Need a book? Engineering books recommendations...

Return to index: [Subject] [Thread] [Date] [Author]

RE: Soil Pressure

[Subject Prev][Subject Next][Thread Prev][Thread Next]
OK, the math works using your assumption that the peak seismic soil pressure
would be 20H whether triangular or uniformly distributed - but according to
the soils reports I've seen the seismic pressures are much higher near the
ground surface, decreasing with depth, and it sounds as if this is what your
soils report is saying too, as I recall it.

BTW, if you're using UBC '94 and getting a seismic coefficient of .12 in
Zone 4, what are you using for Rw?  If I assume C defaults to 2.75 for a
stiff bldg, Rw backs out of the equation as 10 - can't think of any concrete
bldg system which goes this high. 

	-----Original Message-----
	From:	Alex C. Nacionales [SMTP:anacio(--nospam--at)skyinet.net]
	Sent:	Wednesday, January 27, 1999 1:55 PM
	To:	seaint(--nospam--at)seaint.org
	Subject:	RE: Soil Pressure

	Dick,

	Thank you for your correction of the terminology.

	The geotechs may have a better explanation.
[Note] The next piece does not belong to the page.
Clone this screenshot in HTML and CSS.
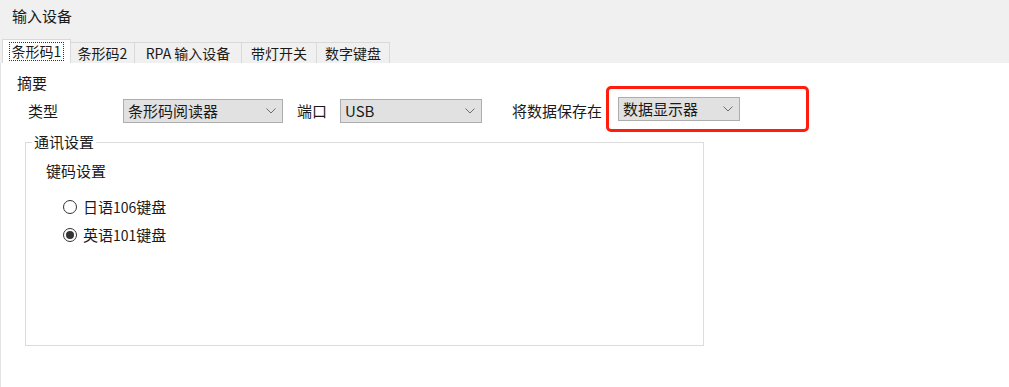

What I have is just
	a simple analysis in the absence of more complex methods.

	The 20 pcf was taken original post regarding soil pressure.

	I computed that if soil weight is 150 pcf
	for a  sandy soil and if a use a g=.134( not .4 from my previous
post)
	I get 150x.134 = 20pcf  as additional weight due seismic effects.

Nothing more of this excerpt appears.